--- begin Dataset content ---
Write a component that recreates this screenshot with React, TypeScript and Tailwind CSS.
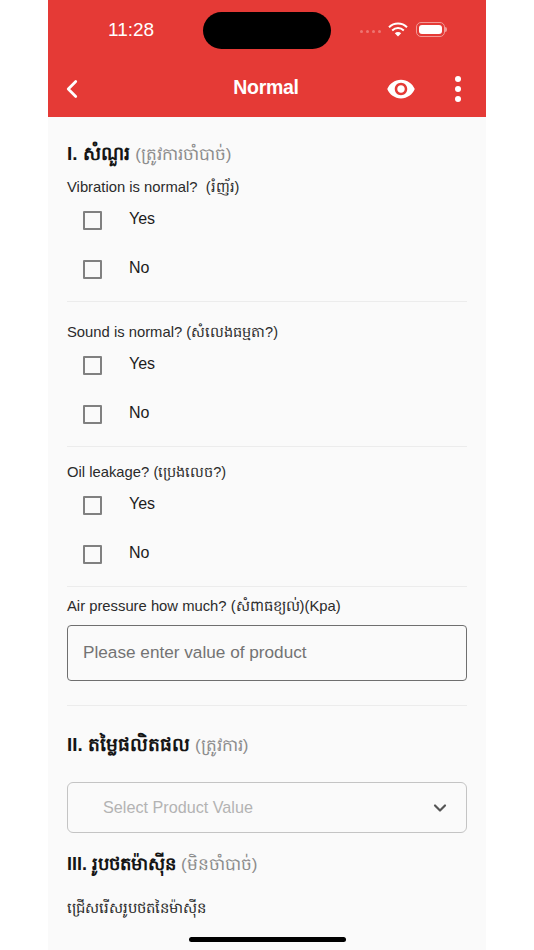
import React from 'react';
import { ChevronLeft, ChevronDown } from 'lucide-react';

const font = { fontFamily: '"Liberation Sans", "Noto Sans", "DejaVu Sans", sans-serif' };

const CheckRow: React.FC<{ label: string }> = ({ label }) => (
  <div className="flex items-center pl-[16px] h-[49px]">
    <span className="w-[19px] h-[19px] border-2 border-[#808080] rounded-[1px]" />
    <span className="ml-[27px] text-[16px] leading-none text-[#1c1c1c] -mt-[3px]">{label}</span>
  </div>
);

const Question: React.FC<{ label: string; note: string; labelClass: string }> = ({ label, note, labelClass }) => (
  <div className="border-b border-[#ececec] pb-[7px]">
    <p className={`-mb-[1px] text-[14.8px] leading-[20px] text-[#2b2b2b] whitespace-pre ${labelClass}`}>
      {label} <span className="text-[14.5px]">{note}</span>
    </p>
    <CheckRow label="Yes" />
    <CheckRow label="No" />
  </div>
);

const Title: React.FC<{ title: string; note: string; className: string }> = ({ title, note, className }) => (
  <h2 className={`leading-[28px] font-bold text-[#151515] ${className}`}>
    {title} <span className="text-[17px] font-normal text-[#8c8c8c]">{note}</span>
  </h2>
);

export default function App() {
  return (
    <div className="flex justify-center bg-white h-[950px] overflow-hidden" style={font}>
      <div className="relative w-[438px] h-[950px] bg-[#fafafa] overflow-hidden">
        {/* Header */}
        <div className="h-[117px] bg-[#e53a36] text-white">
          <div className="flex items-center h-[60px] pl-[60px] pr-[41px]">
            <span className="text-[19px] font-medium w-[95px]">11:28</span>
            <div className="w-[128px] h-[37px] rounded-full bg-black ml-0" />
            <div className="ml-auto flex items-center -mt-[1px]">
              <span className="flex gap-[3px] mr-[7px] mt-[3px]">
                <i className="w-[3px] h-[3px] rounded-full bg-[#ee7572]" />
                <i className="w-[3px] h-[3px] rounded-full bg-[#ee7572]" />
                <i className="w-[3px] h-[3px] rounded-full bg-[#ee7572]" />
                <i className="w-[3px] h-[3px] rounded-full bg-[#ee7572]" />
              </span>
              <svg width="20" height="15" viewBox="0 0 20 15" className="mr-[8px]">
                <path d="M1 5.2a13 13 0 0 1 18 0" fill="none" stroke="white" strokeWidth="2" />
                <path d="M4.2 8.4a8.5 8.5 0 0 1 11.6 0" fill="none" stroke="white" strokeWidth="2" />
                <path d="M10 14.5 6.8 11.3a4.5 4.5 0 0 1 6.4 0Z" fill="white" />
              </svg>
              <div className="relative w-[29px] h-[15px] rounded-[5px] border border-[#f29a97] p-[2px]">
                <div className="w-full h-full rounded-[3px] bg-white" />
                <span className="absolute -right-[3px] top-[4px] w-[2px] h-[5px] rounded-r-sm bg-[#f29a97]" />
              </div>
            </div>
          </div>
          <div className="flex items-center h-[57px] pl-[9px] pr-[25px]">
            <ChevronLeft size={30} strokeWidth={2.2} className="text-white" />
            <span className="flex-1 text-center text-[19.5px] font-bold tracking-[-0.3px] -mt-[2px] ml-[59px]">Normal</span>
            <svg width="30" height="30" viewBox="0 0 24 24" fill="white" className="mr-[39px]">
              <path d="M12 4.5C7 4.5 2.73 7.61 1 12c1.73 4.39 6 7.5 11 7.5s9.27-3.11 11-7.5c-1.73-4.39-6-7.5-11-7.5zM12 17c-2.76 0-5-2.24-5-5s2.24-5 5-5 5 2.24 5 5-2.24 5-5 5zm0-8c-1.66 0-3 1.34-3 3s1.34 3 3 3 3-1.34 3-3-1.34-3-3-3z" />
            </svg>
            <span className="flex flex-col gap-[4px]">
              <i className="w-[6px] h-[6px] rounded-full bg-white" />
              <i className="w-[6px] h-[6px] rounded-full bg-white" />
              <i className="w-[6px] h-[6px] rounded-full bg-white" />
            </span>
          </div>
        </div>

        {/* Form */}
        <div className="px-[19px]">
          <Title title="I. សំណួរ" note="(ត្រូវការចាំបាច់)" className="mt-[23px] text-[19px]" />
          <Question label="Vibration is normal? " note="(រំញ័រ)" labelClass="mt-[8px]" />
          <Question label="Sound is normal?" note="(សំលេងធម្មតា?)" labelClass="mt-[20px]" />
          <Question label="Oil leakage?" note="(ប្រេងលេច?)" labelClass="mt-[15px]" />
          <p className="mt-[9px] text-[14.8px] leading-[20px] text-[#2b2b2b]">Air pressure how much? (សំពាធខ្យល់)(Kpa)</p>
          <div className="mt-[9px] h-[56px] rounded-[4px] border border-[#6f6f6f] flex items-center pl-[15px] text-[17.2px] text-[#737373]">
            Please enter value of product
          </div>
          <div className="mt-[24px] border-t border-[#ececec]" />
          <Title title="II. តម្លៃផលិតផល" note="(ត្រូវការ)" className="mt-[25px] text-[18.7px]" />
          <div className="mt-[22px] h-[51px] rounded-[6px] border border-[#c4c4c4] flex items-center pl-[35px] pr-[16px] text-[16.2px] text-[#b3b3b3]">
            <span className="flex-1">Select Product Value</span>
            <ChevronDown size={20} strokeWidth={2.6} className="text-[#555555]" />
          </div>
          <Title title="III. រូបថតម៉ាស៊ីន" note="(មិនចាំបាច់)" className="mt-[17px] text-[18px]" />
          <p className="mt-[19px] text-[14.8px] leading-[20px] text-[#2b2b2b]">ជ្រើសរើសរូបថតនៃម៉ាស៊ីន</p>
        </div>

        {/* Home indicator */}
        <div className="absolute bottom-[8px] left-[141px] w-[157px] h-[5px] rounded-full bg-black" />
      </div>
    </div>
  );
}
--- end Dataset content ---
**Your task:** Every line above should be repeated exactly; pictures stay out of the copy.

**Exercise answer:**
Write a component that recreates this screenshot with React, TypeScript and Tailwind CSS.
import React from 'react';
import { ChevronLeft, ChevronDown } from 'lucide-react';

const font = { fontFamily: '"Liberation Sans", "Noto Sans", "DejaVu Sans", sans-serif' };

const CheckRow: React.FC<{ label: string }> = ({ label }) => (
  <div className="flex items-center pl-[16px] h-[49px]">
    <span className="w-[19px] h-[19px] border-2 border-[#808080] rounded-[1px]" />
    <span className="ml-[27px] text-[16px] leading-none text-[#1c1c1c] -mt-[3px]">{label}</span>
  </div>
);

const Question: React.FC<{ label: string; note: string; labelClass: string }> = ({ label, note, labelClass }) => (
  <div className="border-b border-[#ececec] pb-[7px]">
    <p className={`-mb-[1px] text-[14.8px] leading-[20px] text-[#2b2b2b] whitespace-pre ${labelClass}`}>
      {label} <span className="text-[14.5px]">{note}</span>
    </p>
    <CheckRow label="Yes" />
    <CheckRow label="No" />
  </div>
);

const Title: React.FC<{ title: string; note: string; className: string }> = ({ title, note, className }) => (
  <h2 className={`leading-[28px] font-bold text-[#151515] ${className}`}>
    {title} <span className="text-[17px] font-normal text-[#8c8c8c]">{note}</span>
  </h2>
);

export default function App() {
  return (
    <div className="flex justify-center bg-white h-[950px] overflow-hidden" style={font}>
      <div className="relative w-[438px] h-[950px] bg-[#fafafa] overflow-hidden">
        {/* Header */}
        <div className="h-[117px] bg-[#e53a36] text-white">
          <div className="flex items-center h-[60px] pl-[60px] pr-[41px]">
            <span className="text-[19px] font-medium w-[95px]">11:28</span>
            <div className="w-[128px] h-[37px] rounded-full bg-black ml-0" />
            <div className="ml-auto flex items-center -mt-[1px]">
              <span className="flex gap-[3px] mr-[7px] mt-[3px]">
                <i className="w-[3px] h-[3px] rounded-full bg-[#ee7572]" />
                <i className="w-[3px] h-[3px] rounded-full bg-[#ee7572]" />
                <i className="w-[3px] h-[3px] rounded-full bg-[#ee7572]" />
                <i className="w-[3px] h-[3px] rounded-full bg-[#ee7572]" />
              </span>
              <svg width="20" height="15" viewBox="0 0 20 15" className="mr-[8px]">
                <path d="M1 5.2a13 13 0 0 1 18 0" fill="none" stroke="white" strokeWidth="2" />
                <path d="M4.2 8.4a8.5 8.5 0 0 1 11.6 0" fill="none" stroke="white" strokeWidth="2" />
                <path d="M10 14.5 6.8 11.3a4.5 4.5 0 0 1 6.4 0Z" fill="white" />
              </svg>
              <div className="relative w-[29px] h-[15px] rounded-[5px] border border-[#f29a97] p-[2px]">
                <div className="w-full h-full rounded-[3px] bg-white" />
                <span className="absolute -right-[3px] top-[4px] w-[2px] h-[5px] rounded-r-sm bg-[#f29a97]" />
              </div>
            </div>
          </div>
          <div className="flex items-center h-[57px] pl-[9px] pr-[25px]">
            <ChevronLeft size={30} strokeWidth={2.2} className="text-white" />
            <span className="flex-1 text-center text-[19.5px] font-bold tracking-[-0.3px] -mt-[2px] ml-[59px]">Normal</span>
            <svg width="30" height="30" viewBox="0 0 24 24" fill="white" className="mr-[39px]">
              <path d="M12 4.5C7 4.5 2.73 7.61 1 12c1.73 4.39 6 7.5 11 7.5s9.27-3.11 11-7.5c-1.73-4.39-6-7.5-11-7.5zM12 17c-2.76 0-5-2.24-5-5s2.24-5 5-5 5 2.24 5 5-2.24 5-5 5zm0-8c-1.66 0-3 1.34-3 3s1.34 3 3 3 3-1.34 3-3-1.34-3-3-3z" />
            </svg>
            <span className="flex flex-col gap-[4px]">
              <i className="w-[6px] h-[6px] rounded-full bg-white" />
              <i className="w-[6px] h-[6px] rounded-full bg-white" />
              <i className="w-[6px] h-[6px] rounded-full bg-white" />
            </span>
          </div>
        </div>

        {/* Form */}
        <div className="px-[19px]">
          <Title title="I. សំណួរ" note="(ត្រូវការចាំបាច់)" className="mt-[23px] text-[19px]" />
          <Question label="Vibration is normal? " note="(រំញ័រ)" labelClass="mt-[8px]" />
          <Question label="Sound is normal?" note="(សំលេងធម្មតា?)" labelClass="mt-[20px]" />
          <Question label="Oil leakage?" note="(ប្រេងលេច?)" labelClass="mt-[15px]" />
          <p className="mt-[9px] text-[14.8px] leading-[20px] text-[#2b2b2b]">Air pressure how much? (សំពាធខ្យល់)(Kpa)</p>
          <div className="mt-[9px] h-[56px] rounded-[4px] border border-[#6f6f6f] flex items-center pl-[15px] text-[17.2px] text-[#737373]">
            Please enter value of product
          </div>
          <div className="mt-[24px] border-t border-[#ececec]" />
          <Title title="II. តម្លៃផលិតផល" note="(ត្រូវការ)" className="mt-[25px] text-[18.7px]" />
          <div className="mt-[22px] h-[51px] rounded-[6px] border border-[#c4c4c4] flex items-center pl-[35px] pr-[16px] text-[16.2px] text-[#b3b3b3]">
            <span className="flex-1">Select Product Value</span>
            <ChevronDown size={20} strokeWidth={2.6} className="text-[#555555]" />
          </div>
          <Title title="III. រូបថតម៉ាស៊ីន" note="(មិនចាំបាច់)" className="mt-[17px] text-[18px]" />
          <p className="mt-[19px] text-[14.8px] leading-[20px] text-[#2b2b2b]">ជ្រើសរើសរូបថតនៃម៉ាស៊ីន</p>
        </div>

        {/* Home indicator */}
        <div className="absolute bottom-[8px] left-[141px] w-[157px] h-[5px] rounded-full bg-black" />
      </div>
    </div>
  );
}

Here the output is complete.